Architecture has always been very opportunity-driven, but maybe it's time to start taking the initiative, OMA partner David Gianotten tells Magali Robathan


I interviewed David Gianotten at OMA’s offices in central Rotterdam. As you’d expect from one of the world’s best known architectural practices, there’s a real buzz inside, with architects working on projects ranging from huge buildings such as the Taipei Performing Arts Centre in Taiwan, to a simple but exquisitely designed jewellery display case for a high-end Parisien jeweller. Blue foam models illustrate the wide variety of projects being worked on by the practice – incidentally, my favourite room is the bottom floor model shop, where materials sit ready to be turned into OMA projects of the future.

Launched by Rem Koolhaas in the 1970s, the Office for Metropolitan Architecture’s roster of leisure and cultural buildings includes the Casa da Musica concert hall in Porto, Portugal; Seattle Central Library in Seattle, US; the Fondazione Prada art centre in Milan, Italy; and the Garage Museum of Contemporary Art in Moscow, Russia. It’s also well known for acting as a launch pad for an unusually high number of successful architects, include Bjarke Ingels, Ole Scheeren, Fernando Romero of FR-EE and Joshua Prince-Ramus of REX.

Netherlands-born David Gianotten returned to his home country from Asia last year, where he set up OMA Asia, growing the Asian design office from 12 people at the start to 60 in six years. He was made a partner of OMA in 2010, and returned to Rotterdam to lead the practice in the role of managing partner-architect in 2015.

Today the practice is led by a collective of nine partners. It employs about 350 people across six offices, in Rotterdam, New York, Beijing, Hong Kong, Doha and Dubai.

Here David Gianotten talks about the projects being worked on at the moment, as well as how the practice is evolving.

How has 2016 been for you so far?
Hectic, but very good. Last year was about getting settled in my new role and developing new strategies for the company. It feels like now we’re really making progress.

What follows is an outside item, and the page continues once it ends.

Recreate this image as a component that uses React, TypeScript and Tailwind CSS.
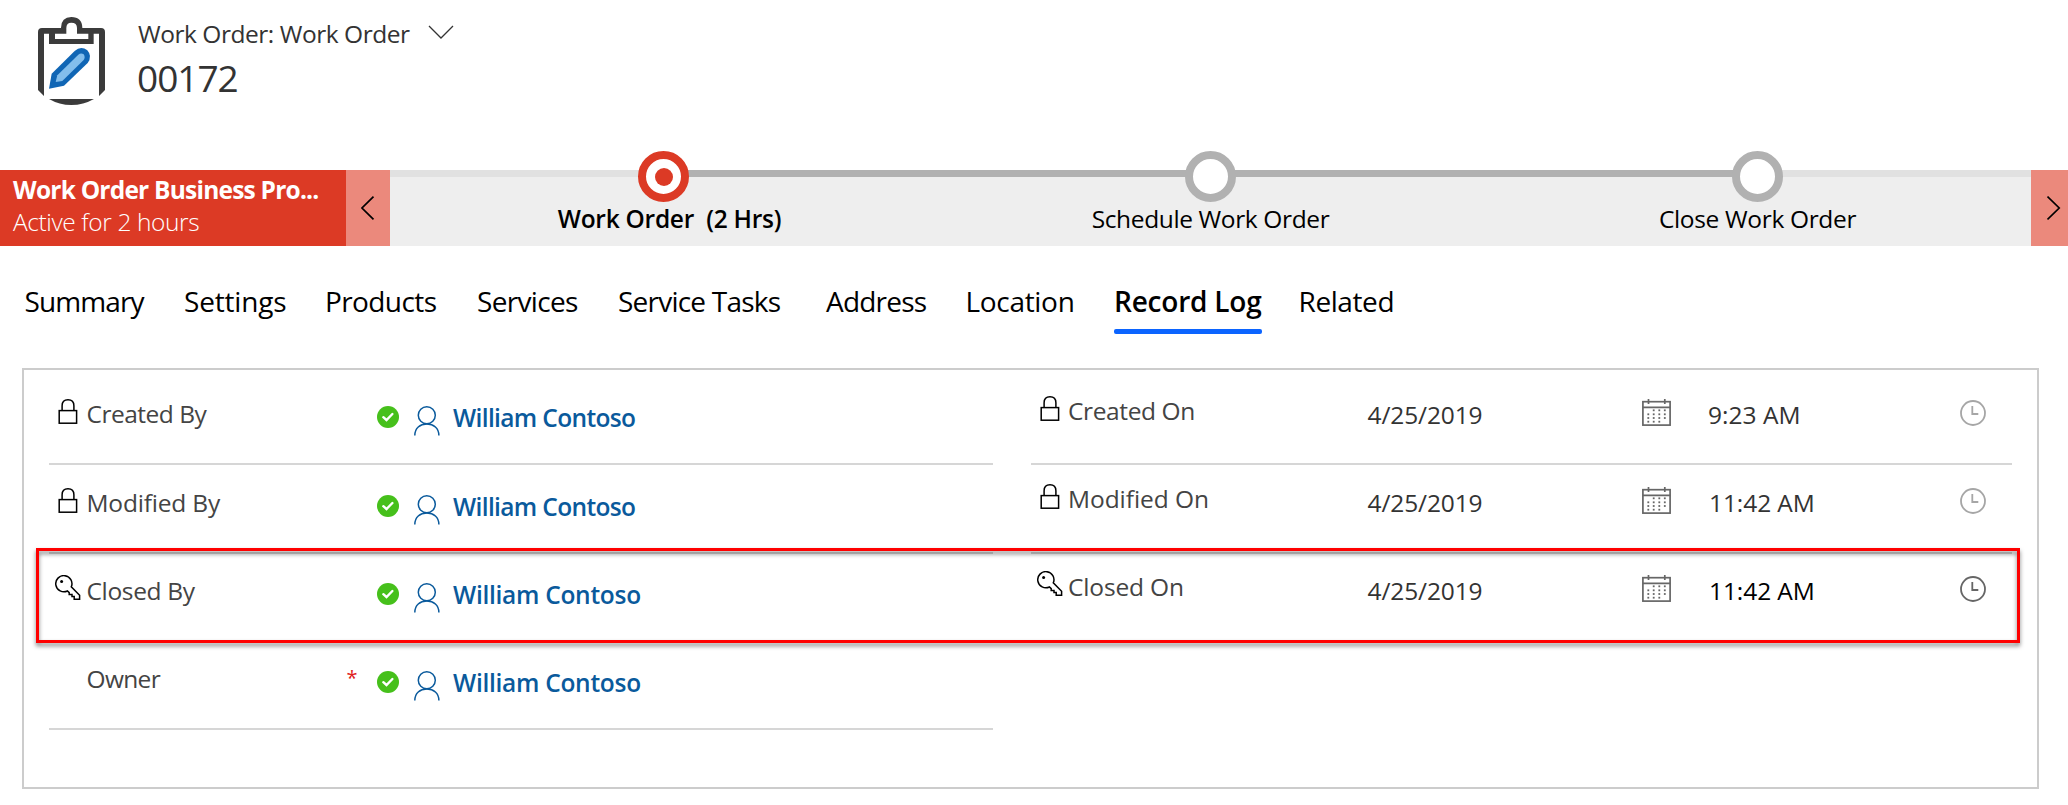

2016 started amazingly for us, because we won The Factory in Manchester, UK, and then we were chosen to design the WA Museum in Perth, Australia, which I was leading. Shortly afterwards we got the assignment for the new Feyenoord stadium in Rotterdam, the Netherlands, and the regeneration of the area around it. And that all happened in about three months.

What’s your main focus over the next 12 to 18 months?
We’re in transition, as a practice, from an office that was seen by the world as being led by a star architect to one that is led by a collective. It’s very important for me to manage the company to make sure that works and that the expertise of the nine partners can flourish. It’s a task I take very seriously.

Our profession is also in transition. For a long time, architecture has been very opportunistic. I don’t believe so much anymore in doing one competition after another; instead we’re moving towards a new business model strategy that goes beyond just architecture. We’re thinking about working with clients from a much earlier stage, before there is a brief, and we are also interested in initiating our own projects.

We’re experimenting with this model with two smaller projects at the moment, where we are our own client. I can’t talk much yet, except to say one is a masterplan and the other a building. We’ve initiated these projects ourselves and are going out to find a company or developer to help fund them.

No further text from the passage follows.